線維化様異常のある参加者では、拡散能力が低下し、6 分間の歩行距離が減少する可能性が高かった。

・網状構造は、半定量分析によって評価されたが、15 か月から 3 年の間であっても、すべての時点で緩やかに改善した。質的には、ほとんどの参加者はすべての時点で安定した線維化様異常を示し、9% が 15か月から3年後に改善し、悪化することはなかった。他方、線維化スコアが上昇した5人の経気管支生検からの肺実質は、呼気中の空気閉じ込めと一致する小さな気道組織病理学を示し、まれな間質性肥厚および線維症を示た。


結論:

・退院後 3 年で放射線画像で線維化病変はわずかに改善したが病変は継続的に存在していた。

・拡散能力の低下および歩行距離の減少は、重度の新型コロナ感染症の長期的な影響を浮き彫りにしている。





 重症のコロナ感染症で治療を受け、回復した後に肺に後遺症としてどのような病変を残すかは、重要なテーマです。

 論文1は、新型コロナ感染症のあと、深刻な多臓器障害の後遺症がみられることを報告しています。高齢、肥満、併存疾患がある場合には多臓器障害を起こしやすいことを示唆しています。

 論文2は、肺の後遺症として間質性肺炎に注目しています。結論として、経過で緩やかな回復傾向を示すことが多いという点は、当初、間質性肺炎が進行し、慢性呼吸不全に至るのはないか、と懸念されていたことを払拭するデータです。
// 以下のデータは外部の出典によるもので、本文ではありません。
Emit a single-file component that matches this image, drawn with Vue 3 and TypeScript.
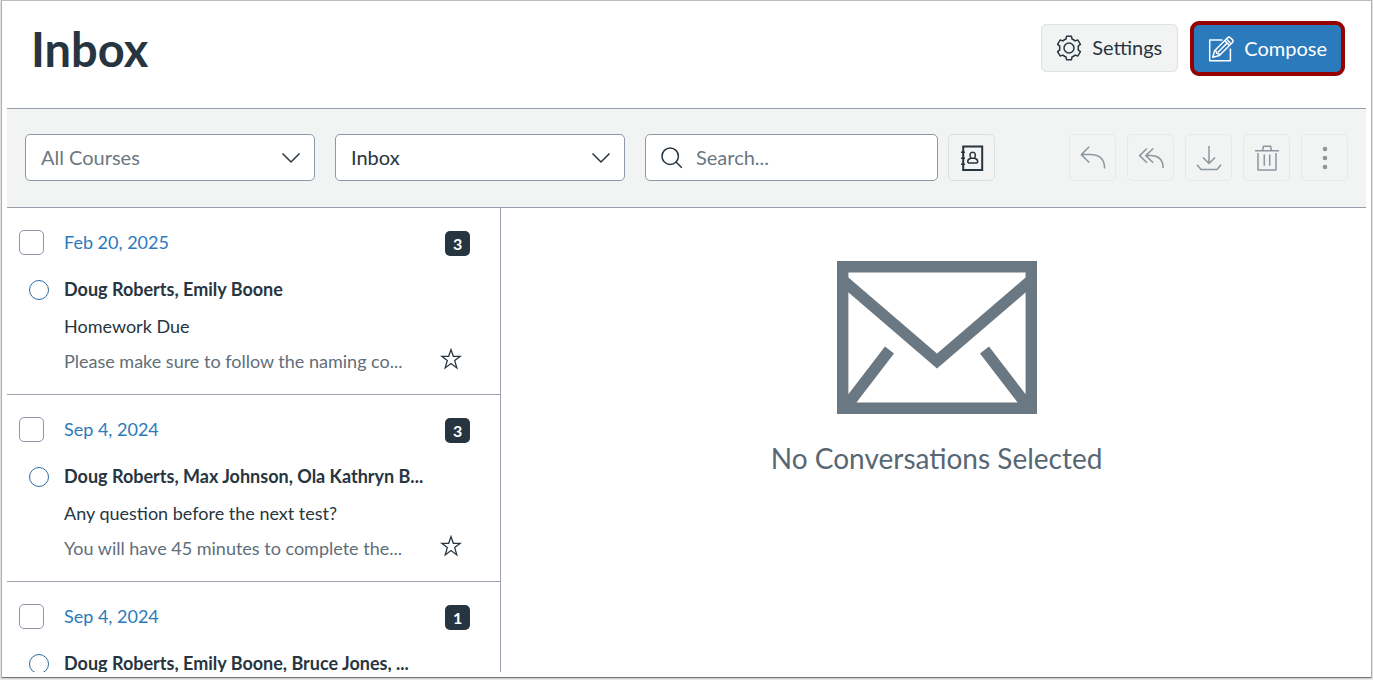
<script setup lang="ts">
import { ref } from 'vue'

interface Conversation {
  id: number
  date: string
  count: number
  people: string
  subject: string
  preview: string
}

const conversations: Conversation[] = [
  {
    id: 1,
    date: 'Feb 20, 2025',
    count: 3,
    people: 'Doug Roberts, Emily Boone',
    subject: 'Homework Due',
    preview: 'Please make sure to follow the naming co...',
  },
  {
    id: 2,
    date: 'Sep 4, 2024',
    count: 3,
    people: 'Doug Roberts, Max Johnson, Ola Kathryn B...',
    subject: 'Any question before the next test?',
    preview: 'You will have 45 minutes to complete the...',
  },
  {
    id: 3,
    date: 'Sep 4, 2024',
    count: 1,
    people: 'Doug Roberts, Emily Boone, Bruce Jones, ...',
    subject: '',
    preview: '',
  },
]

const course = ref('all')
const mailbox = ref('inbox')
const search = ref('')
const selected = ref<number[]>([])
</script>

<template>
  <div class="shell">
    <div class="frame">
      <header class="header">
        <h1 class="title">Inbox</h1>
        <button type="button" class="btn settings">
          <svg class="icon" width="26" height="26" viewBox="-13 -13 26 26" aria-hidden="true">
            <path
              d="M-2.5-11.7H2.5L3-9Q4.5-8.4 6.1-7.1L8.9-8L11.4-3.6L9.2-1.8Q9.5 0 9.2 1.8L11.4 3.6L8.9 8L6.1 7.1Q4.5 8.4 3 9L2.5 11.7H-2.5L-3 9Q-4.5 8.4-6.1 7.1L-8.9 8L-11.4 3.6L-9.2 1.8Q-9.5 0-9.2-1.8L-11.4-3.6L-8.9-8L-6.1-7.1Q-4.5-8.4-3-9Z"
            />
            <circle r="5" />
          </svg>
          <span class="label">Settings</span>
        </button>
        <button type="button" class="btn compose">
          <svg class="icon" width="26" height="26" viewBox="0 0 26 26" aria-hidden="true">
            <path d="M14.5 4H1.7V24.8H22.4V12.5" />
            <path d="M4.8 21.3L6.6 14.8L19.3 2Q20.8 .4 22.4 1.8L24.3 3.6Q25.7 5.2 24.2 6.8L11.4 19.5Z" />
            <path d="M6.6 14.8L8.2 15.2L8.7 17.3L10.9 17.8L11.4 19.5M16.7 4.6L21.5 9.4M18.4 3L23.1 7.8M10 16.2L18.8 7.4" />
          </svg>
          <span class="label">Compose</span>
        </button>
      </header>

      <div class="toolbar">
        <div class="field">
          <select v-model="course" class="control select muted" aria-label="Course">
            <option value="all">All Courses</option>
          </select>
          <svg class="chevron" width="20" height="12" viewBox="0 0 20 12" aria-hidden="true">
            <path d="M1.5 1.5L10 10L18.5 1.5" />
          </svg>
        </div>
        <div class="field">
          <select v-model="mailbox" class="control select" aria-label="Mailbox">
            <option value="inbox">Inbox</option>
          </select>
          <svg class="chevron" width="20" height="12" viewBox="0 0 20 12" aria-hidden="true">
            <path d="M1.5 1.5L10 10L18.5 1.5" />
          </svg>
        </div>
        <div class="field wide">
          <input v-model="search" type="text" class="control search" placeholder="Search..." aria-label="Search" />
          <svg class="lens" width="22" height="22" viewBox="0 0 22 22" aria-hidden="true">
            <circle cx="9.2" cy="9.2" r="8.2" />
            <path d="M15 15L20.8 20.8" />
          </svg>
        </div>
        <button type="button" class="square" aria-label="Address book">
          <svg class="icon" width="26" height="26" viewBox="0 0 26 26" aria-hidden="true">
            <path class="bold" d="M4.2 1.5H23.2V25H4.2Z" />
            <path d="M2 7.3H6M2 13.2H6M2 19.2H6" />
            <path d="M13.7 7.3C11.2 7.3 10.8 9.3 11.2 11.2L11.9 13.3C9.7 13.9 8.7 14.8 8.7 16.4C8.7 17.6 9.6 18 11 18H16.4C17.8 18 18.7 17.6 18.7 16.4C18.7 14.8 17.7 13.9 15.5 13.3L16.2 11.2C16.6 9.3 16.2 7.3 13.7 7.3ZM11.9 13.3H15.5" />
          </svg>
        </button>

        <div class="actions">
          <button type="button" class="square faded" aria-label="Reply">
            <svg class="icon" width="26" height="26" viewBox="0 0 26 26" aria-hidden="true">
              <path d="M9.2 1.8L1.3 9.6L9.2 17.5M1.3 9.6H10C19.5 9.6 24.6 14.5 24.6 23.5" />
            </svg>
          </button>
          <button type="button" class="square faded" aria-label="Reply all">
            <svg class="icon" width="26" height="26" viewBox="0 0 26 26" aria-hidden="true">
              <path d="M9 3.5L1.6 10.6L9 17.8M15.2 3.5L7.8 10.6L15.2 17.8M7.8 10.6H12C20.5 10.6 25.1 15 25.1 23" />
            </svg>
          </button>
          <button type="button" class="square faded" aria-label="Archive">
            <svg class="icon" width="26" height="26" viewBox="0 0 26 26" aria-hidden="true">
              <path d="M13 1V18.5M7 12.5L13 18.5L19 12.5M1 19.8L5 24.5H21L25 19.8" />
            </svg>
          </button>
          <button type="button" class="square faded" aria-label="Delete">
            <svg class="icon" width="26" height="26" viewBox="0 0 26 26" aria-hidden="true">
              <path d="M1 5.7H25M8.6 5.7L9.4 1.2H16.6L17.4 5.7M4 8V24.9H22V8M10.3 9.5V20.8M15.7 9.5V20.8" />
            </svg>
          </button>
          <button type="button" class="square faded" aria-label="More options">
            <svg class="icon dots" width="26" height="26" viewBox="0 0 26 26" aria-hidden="true">
              <circle cx="13" cy="4" r="2.3" />
              <circle cx="13" cy="13" r="2.3" />
              <circle cx="13" cy="22" r="2.3" />
            </svg>
          </button>
        </div>
      </div>

      <main class="content">
        <ul class="list">
          <li v-for="item in conversations" :key="item.id" class="item">
            <div class="top">
              <input
                :id="`conversation-${item.id}`"
                v-model="selected"
                type="checkbox"
                class="check"
                :value="item.id"
              />
              <label class="date" :for="`conversation-${item.id}`">{{ item.date }}</label>
              <span class="badge">{{ item.count }}</span>
            </div>
            <div class="body">
              <button type="button" class="read" aria-label="Mark as unread"></button>
              <div class="texts">
                <p class="people">{{ item.people }}</p>
                <p class="subject">{{ item.subject }}</p>
                <p class="preview">{{ item.preview }}</p>
              </div>
              <button type="button" class="star" aria-label="Star conversation">
                <svg width="22" height="22" viewBox="0 0 22 22" aria-hidden="true">
                  <path d="M11 1.6L13.3 8.3H20.3L14.7 12.6L16.8 19.9L11 15.6L5.2 19.9L7.3 12.6L1.7 8.3H8.7Z" />
                </svg>
              </button>
            </div>
          </li>
        </ul>

        <section class="empty">
          <svg class="envelope" width="200" height="153" viewBox="0 0 200 153" aria-hidden="true">
            <path d="M5.7 5.7H194.3V147.3H5.7ZM5.7 19L100 100L194.3 19M8 147L52.5 89M192 147L147.5 89" />
          </svg>
          <p class="message">No Conversations Selected</p>
        </section>
      </main>
    </div>
  </div>
</template>

<style>
body {
  margin: 0;
  background: #e8e8e8;
}
</style>

<style scoped>
.shell {
  box-sizing: border-box;
  height: 100vh;
  padding: 1px 2px 3px;
  font-family: Lato, "Liberation Sans", sans-serif;
  color: #273540;
}

.frame {
  box-sizing: border-box;
  display: flex;
  flex-direction: column;
  height: 100%;
  padding: 0 5px 5px;
  background: #fff;
  box-shadow: 0 1px 1px #777, 0 0 1px 1px #bbb;
}

.header {
  box-sizing: border-box;
  display: flex;
  flex: none;
  align-items: flex-start;
  gap: 12px;
  padding: 20px 21px 31px 24px;
}

.title {
  flex: 1;
  margin: 0;
  font-size: 47px;
  line-height: 56px;
  font-weight: 700;
}

.btn {
  box-sizing: border-box;
  display: flex;
  align-items: center;
  gap: 10px;
  height: 48px;
  padding: 0 15px 0 14px;
  border: 1px solid #dfe2e4;
  border-radius: 5px;
  background: #f2f4f4;
  color: inherit;
  font: inherit;
  font-size: 20px;
  line-height: 24px;
}

.settings {
  margin-top: 3px;
}

.compose {
  height: 55px;
  padding: 0 14px;
  border: 4px solid #960000;
  border-radius: 9px;
  background: #2b7abc;
  color: #fff;
}

.label {
  padding-bottom: 2px;
}

.icon {
  display: block;
  flex: none;
  fill: none;
  stroke: currentColor;
  stroke-width: 1.5;
  stroke-linejoin: round;
}

.bold {
  stroke-width: 2;
  stroke-linejoin: miter;
}

.dots {
  fill: currentColor;
  stroke: none;
}

.toolbar {
  display: flex;
  flex: none;
  gap: 20px;
  padding: 25px 18px 26px;
  border-top: 1px solid #959eaa;
  border-bottom: 1px solid #959eaa;
  background: #f2f4f4;
}

.field {
  position: relative;
  flex: 0 1 290px;
  min-width: 0;
}

.wide {
  flex-basis: 293px;
}

.control {
  box-sizing: border-box;
  display: block;
  width: 100%;
  height: 47px;
  margin: 0;
  padding: 0 15px 2px;
  border: 1px solid #8d97a5;
  border-radius: 5px;
  background: #fff;
  color: #273540;
  font: inherit;
  font-size: 20px;
  line-height: 24px;
  appearance: none;
}

.muted {
  color: #6a7883;
}

.search {
  padding-left: 50px;
}

.search::placeholder {
  color: #6a7883;
  opacity: 1;
}

.chevron,
.lens {
  position: absolute;
  fill: none;
  stroke: #273540;
  stroke-width: 1.5;
  pointer-events: none;
}

.chevron {
  top: 18px;
  right: 14px;
}

.lens {
  top: 13px;
  left: 16px;
}

.square {
  box-sizing: border-box;
  display: flex;
  flex: none;
  align-items: center;
  justify-content: center;
  width: 47px;
  height: 47px;
  padding: 0;
  border: 1px solid #dcdfe3;
  border-radius: 5px;
  background: transparent;
  color: #273540;
}

.field + .square {
  margin-left: -10px;
}

.faded {
  border-color: #e6e9ea;
  color: #8d969d;
}

.actions {
  display: flex;
  gap: 11px;
  margin-left: auto;
}

.content {
  display: grid;
  flex: 1;
  grid-template-columns: 4fr 7fr;
  min-height: 0;
}

.list {
  margin: 0;
  padding: 0;
  overflow: hidden;
  border-right: 1px solid #98a1ab;
  list-style: none;
}

.item {
  box-sizing: border-box;
  height: 187px;
  padding: 22px 30px 0 12px;
  border-bottom: 1px solid #98a1ab;
}

.top {
  display: flex;
  align-items: flex-start;
}

.check {
  box-sizing: border-box;
  flex: none;
  width: 25px;
  height: 25px;
  margin: 0;
  border: 1px solid #8d97a5;
  border-radius: 5px;
  background: #fff;
  appearance: none;
}

.check:checked {
  background: #273540;
}

.date {
  flex: 1;
  margin-left: 20px;
  color: #2b7abc;
  font-size: 18px;
  line-height: 24px;
}

.badge {
  width: 25px;
  margin-top: 1px;
  border-radius: 5px;
  background: #273540;
  color: #fff;
  font-size: 16px;
  font-weight: 700;
  line-height: 25px;
  text-align: center;
}

.body {
  display: flex;
  align-items: flex-start;
  margin-top: 20px;
  padding-left: 10px;
}

.read {
  box-sizing: border-box;
  flex: none;
  width: 20px;
  height: 20px;
  margin-top: 4px;
  padding: 0;
  border: 1px solid #2f6ba3;
  border-radius: 50%;
  background: transparent;
}

.texts {
  flex: 1;
  min-width: 0;
  margin-left: 15px;
}

.texts p {
  min-height: 26px;
  margin: 0;
  overflow: hidden;
  font-size: 18px;
  line-height: 26px;
  white-space: nowrap;
}

.texts .people {
  font-weight: 700;
}

.texts .subject {
  margin-top: 11px;
}

.texts .preview {
  margin-top: 9px;
  color: #5f6e79;
}

.star {
  align-self: flex-end;
  margin: 0 8px 4px 0;
  padding: 0;
  border: 0;
  background: none;
}

.star svg {
  display: block;
  fill: none;
  stroke: #273540;
  stroke-width: 1.3;
}

.empty {
  display: flex;
  flex-direction: column;
  align-items: center;
  padding: 53px 0 0 6px;
}

.envelope {
  display: block;
  fill: none;
  stroke: #6a7883;
  stroke-width: 11.4;
}

.message {
  margin: 27px 0 0;
  color: #576773;
  font-size: 28px;
  line-height: 34px;
}
</style>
 論文1では、感染後に患者で肺、脳、腎臓の異常がMRI観察では、より多く見られたと報告しています。現在、私たちが診ている患者さんの中には、感染歴があり、高齢、肥満、併存疾患をもつ方が多くおられます。今後は、肺だけでなく、他臓器の傷害が生じてくる可能性を考えながらフォローアップすべきと考えます。

 論文2が警告しているように新型コロナ感染後に軽度の間質性肺炎を疑わせる場合が少なくないことと経験しています。間質性肺炎は多種が知られていますが、進行性であることが多く、呼吸不全となったり、経過中に肺がんがみられることがあることが注目されています。


 新型コロナ感染の流行は、社会的にも大きな傷跡を残しましたが、医療の上でも回復後に注目していかなければならない問題点が少なくないことを示唆しています。



参考文献:



1.The C-MORE/PHOSP-COVID Collaborative Group.

Multiorgan MRI findings after hospitalization with COVID-19 in the UK (C-MORE): a prospective, multicenter, observational cohort study.

Lancet Respir Med 2023; 11: 1003–1019.


2.  Ekbom E. et al.

Impact of interstitial lung disease on COVID-19 severity: A nationwide register study.

Respiratory Medicine 2025;25:248108372.